→ **REQUIREMENTS**:
Show every line below where "that" can be found.

→ **DATASET SECTION**:
- - -

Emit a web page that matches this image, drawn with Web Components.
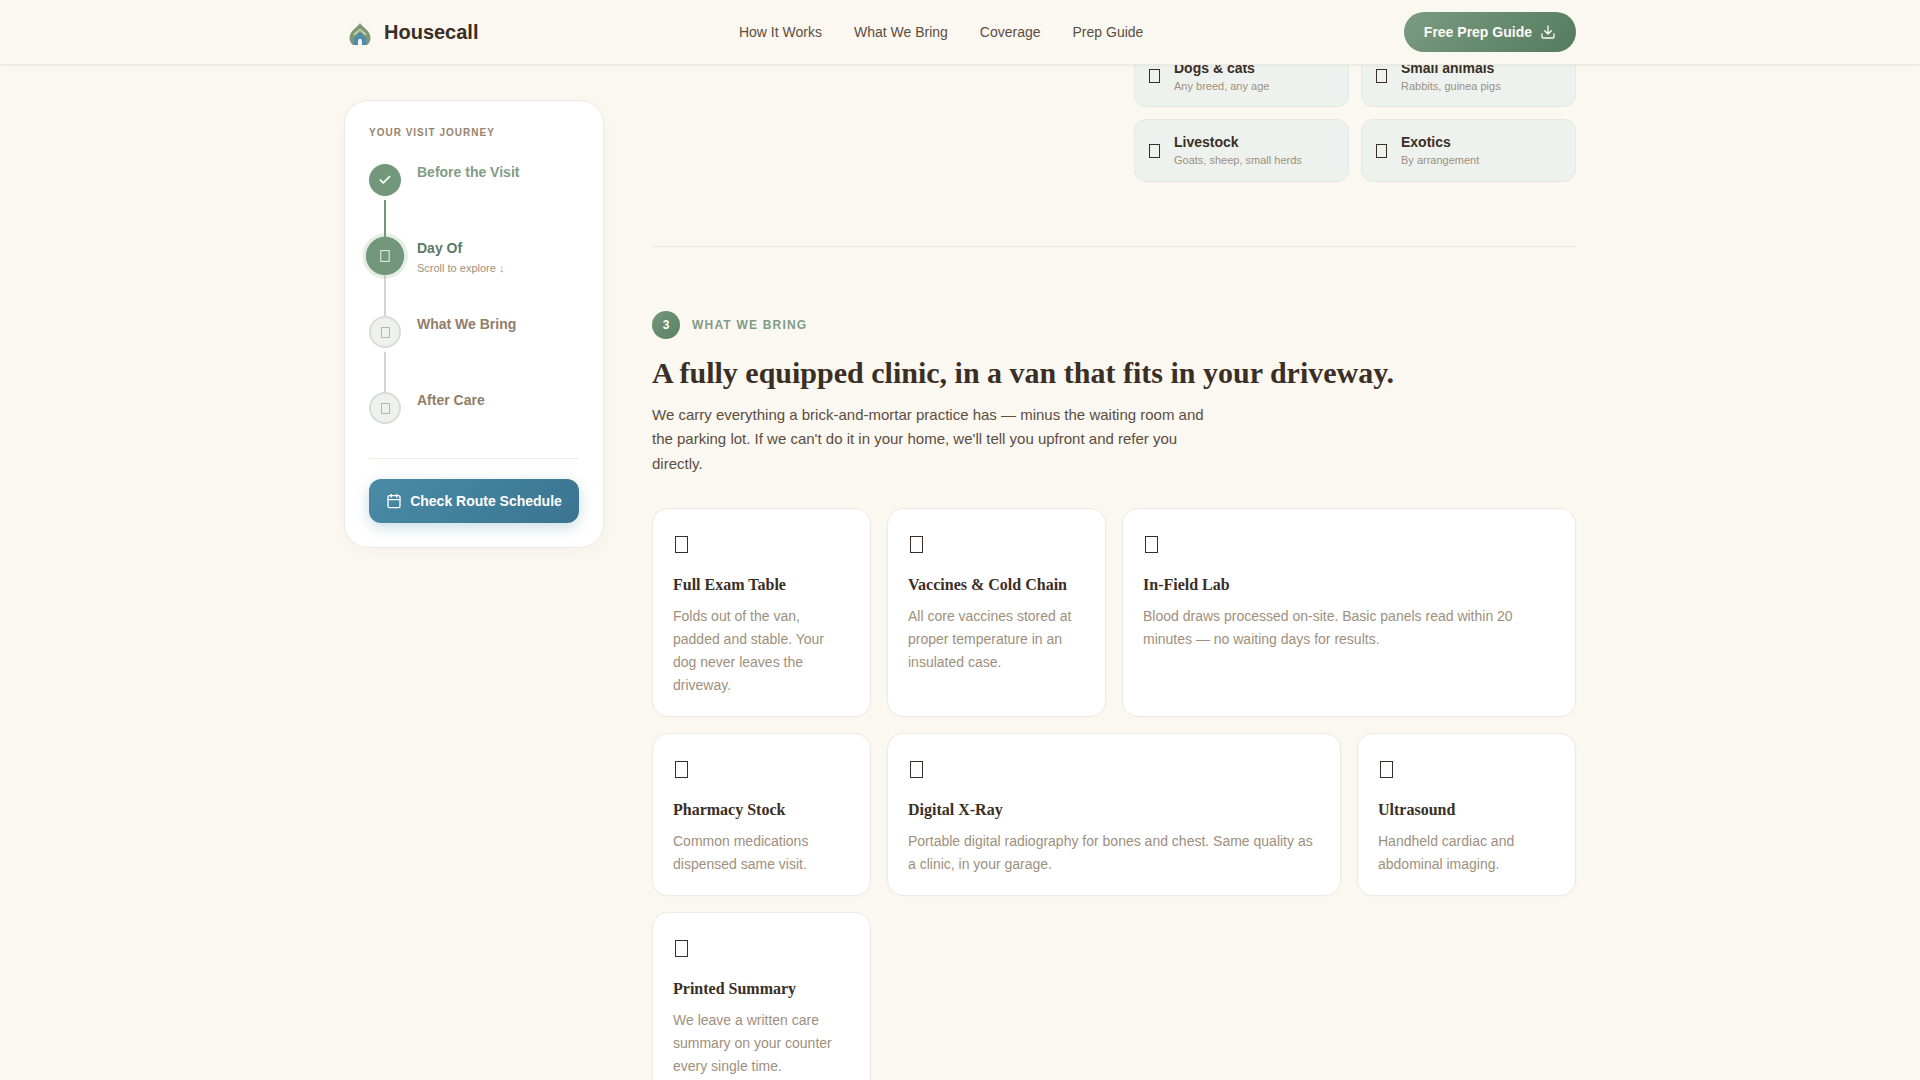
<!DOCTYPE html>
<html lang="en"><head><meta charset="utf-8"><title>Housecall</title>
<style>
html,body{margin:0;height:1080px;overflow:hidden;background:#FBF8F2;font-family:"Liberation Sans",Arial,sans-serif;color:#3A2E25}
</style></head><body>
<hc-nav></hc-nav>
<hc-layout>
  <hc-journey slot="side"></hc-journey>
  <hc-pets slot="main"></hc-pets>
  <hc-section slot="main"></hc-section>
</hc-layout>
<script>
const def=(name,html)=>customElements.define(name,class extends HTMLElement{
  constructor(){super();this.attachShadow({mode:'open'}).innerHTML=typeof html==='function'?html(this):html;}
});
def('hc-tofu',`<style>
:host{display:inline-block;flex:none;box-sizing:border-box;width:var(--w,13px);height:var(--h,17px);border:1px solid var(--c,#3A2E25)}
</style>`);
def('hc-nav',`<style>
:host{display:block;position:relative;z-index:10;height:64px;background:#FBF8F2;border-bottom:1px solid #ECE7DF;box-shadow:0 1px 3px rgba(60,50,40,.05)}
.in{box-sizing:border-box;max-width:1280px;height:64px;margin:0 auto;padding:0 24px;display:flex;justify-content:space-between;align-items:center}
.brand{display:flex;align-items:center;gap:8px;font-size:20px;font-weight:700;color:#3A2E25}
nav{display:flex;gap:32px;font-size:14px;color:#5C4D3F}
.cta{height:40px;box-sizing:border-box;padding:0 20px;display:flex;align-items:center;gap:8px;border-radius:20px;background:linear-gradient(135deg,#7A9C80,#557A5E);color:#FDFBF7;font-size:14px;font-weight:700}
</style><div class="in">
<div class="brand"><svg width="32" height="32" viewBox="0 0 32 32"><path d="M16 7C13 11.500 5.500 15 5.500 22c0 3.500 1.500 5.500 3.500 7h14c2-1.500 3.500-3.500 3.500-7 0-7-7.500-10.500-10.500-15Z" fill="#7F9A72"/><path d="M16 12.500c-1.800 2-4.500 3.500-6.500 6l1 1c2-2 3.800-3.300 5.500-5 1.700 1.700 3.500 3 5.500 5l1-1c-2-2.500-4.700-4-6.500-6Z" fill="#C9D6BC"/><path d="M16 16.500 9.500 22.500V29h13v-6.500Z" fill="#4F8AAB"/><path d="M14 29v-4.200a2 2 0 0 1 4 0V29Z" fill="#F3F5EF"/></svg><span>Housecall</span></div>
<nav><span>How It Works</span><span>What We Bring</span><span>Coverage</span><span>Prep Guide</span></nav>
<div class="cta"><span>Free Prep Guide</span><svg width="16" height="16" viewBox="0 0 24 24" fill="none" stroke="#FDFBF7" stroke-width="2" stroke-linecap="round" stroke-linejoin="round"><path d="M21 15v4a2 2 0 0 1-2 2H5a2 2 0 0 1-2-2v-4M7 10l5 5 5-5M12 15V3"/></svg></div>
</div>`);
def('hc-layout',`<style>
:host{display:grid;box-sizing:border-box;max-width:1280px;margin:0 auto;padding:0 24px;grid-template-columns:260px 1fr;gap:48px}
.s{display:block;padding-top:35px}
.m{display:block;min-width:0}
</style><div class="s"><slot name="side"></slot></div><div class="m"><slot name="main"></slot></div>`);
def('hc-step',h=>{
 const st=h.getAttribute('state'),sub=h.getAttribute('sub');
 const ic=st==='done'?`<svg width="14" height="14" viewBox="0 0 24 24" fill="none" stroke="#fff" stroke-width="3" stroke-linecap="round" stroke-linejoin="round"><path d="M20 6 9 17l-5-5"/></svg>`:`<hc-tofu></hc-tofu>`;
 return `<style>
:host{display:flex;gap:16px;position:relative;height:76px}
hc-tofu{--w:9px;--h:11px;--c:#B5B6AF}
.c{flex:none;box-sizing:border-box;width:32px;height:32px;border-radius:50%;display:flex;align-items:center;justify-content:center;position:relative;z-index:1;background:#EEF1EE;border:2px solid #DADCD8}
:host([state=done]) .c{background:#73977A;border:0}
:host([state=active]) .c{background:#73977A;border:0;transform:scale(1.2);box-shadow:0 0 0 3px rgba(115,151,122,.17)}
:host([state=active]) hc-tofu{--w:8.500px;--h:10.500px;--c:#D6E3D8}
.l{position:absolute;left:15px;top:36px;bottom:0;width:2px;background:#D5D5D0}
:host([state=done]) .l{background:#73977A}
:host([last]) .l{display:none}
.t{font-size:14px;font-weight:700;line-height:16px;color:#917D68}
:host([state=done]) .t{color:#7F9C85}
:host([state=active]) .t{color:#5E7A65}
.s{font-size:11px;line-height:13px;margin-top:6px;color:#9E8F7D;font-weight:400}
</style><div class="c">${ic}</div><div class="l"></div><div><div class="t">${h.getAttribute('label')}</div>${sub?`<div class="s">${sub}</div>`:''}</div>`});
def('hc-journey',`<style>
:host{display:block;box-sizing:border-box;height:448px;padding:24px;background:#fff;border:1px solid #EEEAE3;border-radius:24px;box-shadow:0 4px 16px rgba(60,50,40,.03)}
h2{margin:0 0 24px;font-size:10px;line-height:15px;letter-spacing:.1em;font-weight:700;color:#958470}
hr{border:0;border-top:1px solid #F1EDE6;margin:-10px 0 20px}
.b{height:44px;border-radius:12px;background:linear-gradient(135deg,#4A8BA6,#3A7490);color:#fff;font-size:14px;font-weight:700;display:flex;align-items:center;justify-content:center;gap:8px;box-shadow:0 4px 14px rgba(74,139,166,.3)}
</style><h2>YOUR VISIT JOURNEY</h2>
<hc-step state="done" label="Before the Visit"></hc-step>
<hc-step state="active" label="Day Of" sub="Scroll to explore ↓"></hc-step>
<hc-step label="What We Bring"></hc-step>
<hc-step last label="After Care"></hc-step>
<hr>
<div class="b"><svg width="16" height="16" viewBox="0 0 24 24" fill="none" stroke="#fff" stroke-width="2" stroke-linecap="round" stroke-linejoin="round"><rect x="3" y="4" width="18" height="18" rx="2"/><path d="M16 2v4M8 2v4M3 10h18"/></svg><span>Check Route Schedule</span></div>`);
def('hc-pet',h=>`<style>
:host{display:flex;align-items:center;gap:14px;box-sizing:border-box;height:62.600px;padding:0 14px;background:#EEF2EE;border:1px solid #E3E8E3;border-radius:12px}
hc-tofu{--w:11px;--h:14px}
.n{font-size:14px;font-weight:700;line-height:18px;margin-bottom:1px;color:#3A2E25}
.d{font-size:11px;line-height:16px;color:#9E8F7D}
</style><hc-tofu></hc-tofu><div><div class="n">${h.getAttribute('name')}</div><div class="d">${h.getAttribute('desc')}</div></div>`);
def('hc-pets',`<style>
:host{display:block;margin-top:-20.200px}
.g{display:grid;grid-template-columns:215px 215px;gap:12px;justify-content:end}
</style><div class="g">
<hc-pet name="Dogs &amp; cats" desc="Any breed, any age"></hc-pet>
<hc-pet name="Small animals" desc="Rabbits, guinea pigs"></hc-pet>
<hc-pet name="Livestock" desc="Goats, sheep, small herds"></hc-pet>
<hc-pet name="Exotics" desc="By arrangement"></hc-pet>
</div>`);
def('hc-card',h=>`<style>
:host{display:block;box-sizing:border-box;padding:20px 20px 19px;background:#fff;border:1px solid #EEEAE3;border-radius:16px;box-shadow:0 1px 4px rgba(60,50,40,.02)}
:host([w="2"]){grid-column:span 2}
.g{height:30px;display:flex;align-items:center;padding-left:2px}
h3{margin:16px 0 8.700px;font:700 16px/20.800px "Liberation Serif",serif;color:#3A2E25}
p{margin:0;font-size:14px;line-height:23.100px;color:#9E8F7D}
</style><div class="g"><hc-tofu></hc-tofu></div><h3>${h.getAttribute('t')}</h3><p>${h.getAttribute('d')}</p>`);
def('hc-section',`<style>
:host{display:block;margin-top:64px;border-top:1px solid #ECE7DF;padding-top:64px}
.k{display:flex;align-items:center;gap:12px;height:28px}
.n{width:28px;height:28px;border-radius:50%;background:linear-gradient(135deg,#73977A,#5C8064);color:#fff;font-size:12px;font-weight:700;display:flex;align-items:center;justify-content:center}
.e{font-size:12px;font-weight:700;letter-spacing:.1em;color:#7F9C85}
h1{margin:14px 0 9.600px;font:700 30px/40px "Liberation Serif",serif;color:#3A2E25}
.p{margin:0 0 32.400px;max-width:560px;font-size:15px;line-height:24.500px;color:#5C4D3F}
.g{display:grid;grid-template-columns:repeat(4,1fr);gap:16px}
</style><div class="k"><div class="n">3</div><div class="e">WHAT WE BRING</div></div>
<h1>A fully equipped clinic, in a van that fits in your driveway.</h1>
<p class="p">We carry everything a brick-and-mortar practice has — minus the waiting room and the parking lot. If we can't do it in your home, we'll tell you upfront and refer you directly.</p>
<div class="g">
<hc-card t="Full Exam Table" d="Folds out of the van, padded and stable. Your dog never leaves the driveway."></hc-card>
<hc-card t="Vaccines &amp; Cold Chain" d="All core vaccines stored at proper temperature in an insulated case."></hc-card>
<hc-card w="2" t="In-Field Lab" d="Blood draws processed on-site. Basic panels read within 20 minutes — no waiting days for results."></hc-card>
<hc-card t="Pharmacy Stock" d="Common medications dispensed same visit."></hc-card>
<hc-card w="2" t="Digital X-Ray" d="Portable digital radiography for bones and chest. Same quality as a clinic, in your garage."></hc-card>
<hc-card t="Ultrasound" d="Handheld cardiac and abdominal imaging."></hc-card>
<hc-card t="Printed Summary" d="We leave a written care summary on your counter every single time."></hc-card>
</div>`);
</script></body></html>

- - -

→ **EXPECTED OUTPUT**:
Emit a web page that matches this image, drawn with Web Components.
<h1>A fully equipped clinic, in a van that fits in your driveway.</h1>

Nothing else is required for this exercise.